Top Photo Winners Span the Globe

October 15, 2013

SEJ News

By ROGER ARCHIBALD

Judges for SEJ's 2013 annual awards chose this image, part of first-place winner "Ivory Worship," as the "strongest single image of all the submissions." Photo: © Brent Stirton of Getty Images, working on assignment for National Geographic. See all the winning photos here.

A series of images tracking the course of illegally poached ivory from slaughtered elephants in Kenya to wealthy collectors in Asia received top honors in the SEJ’s second annual award for environmental photojournalism.

Judges chose “Ivory Worship” for first place in the contest this summer, saying the five-image portfolio by photographer Brent Stirton of Getty Images, working on assignment for National Geographic in the globe-spanning style that is the magazine’s signature, included the “strongest single image of all the submissions,” showing tusks being hacked off.

While top honors in a photography competition going to National Geographic comes as little surprise, both second and third prizes went to an organization most don’t even associate with visual media — NPR. The well-known non-profit broadcaster has embarked upon new media not previously associated with network radio since 2007, sending multimedia teams into the field to combine “the organization’s audio storytelling strength with still and motion photography.” The two photojournalists hired to “redefine the ‘look’ of NPR” also happen to be the same two winners taking second- and third-place honors in this year’s SEJ photojournalism awards.
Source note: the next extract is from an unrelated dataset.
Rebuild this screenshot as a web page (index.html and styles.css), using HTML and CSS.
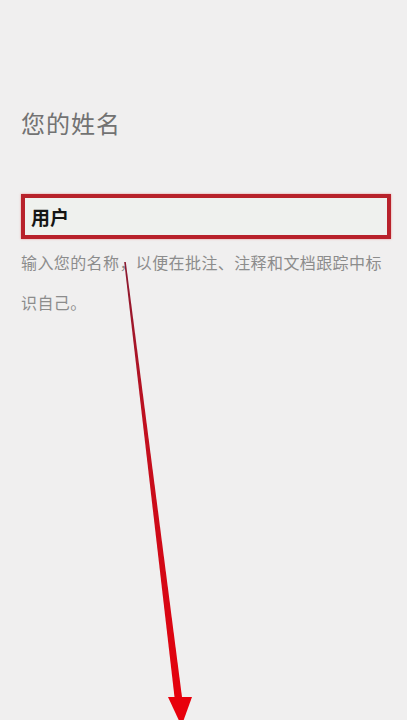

David Gilkey came in second with his story, “In Nigerian Gold Rush, Lead Poisons Thousands of Children,” which depicts the plight of a poverty-stricken community taking a huge health risk in the effort to scrape a measure of gold out of their community soil. Gold also makes an appearance in John Poole’s third place story, “Mongolia Booms,” which looks at the boom-and-bust cycles of mineral prospecting currently impacting that distant country.

After first working as a web editor and video journalist at the Washington Post, Poole says he was drawn to the challenge of public radio by ‘driveway moments,’ when you can’t exit your car at the end of a trip until a compelling radio story has concluded. “As a photographer I thought, what a great challenge to try to capture one of those. . . When [listeners] go online to see pictures, I hope they’ll be so compelled by the combination of imagery and sound that they’ll have some new form of moment, like maybe a ‘laptop moment,’ an image that you can’t forget.”

SEJ is scheduled to honor this year’s winners Oct. 2, 2013 at a ceremony at the 23rd annual conference in Chattanooga. View the full award-winning portfolios here.

Roger Archibald is SEJournal’s photo editor.


* From the quarterly newsletter SEJournal, Fall 2013. Each new issue of SEJournal is available to members and subscribers only; find subscription information here or learn how to join SEJ. Past issues are archived for the public here.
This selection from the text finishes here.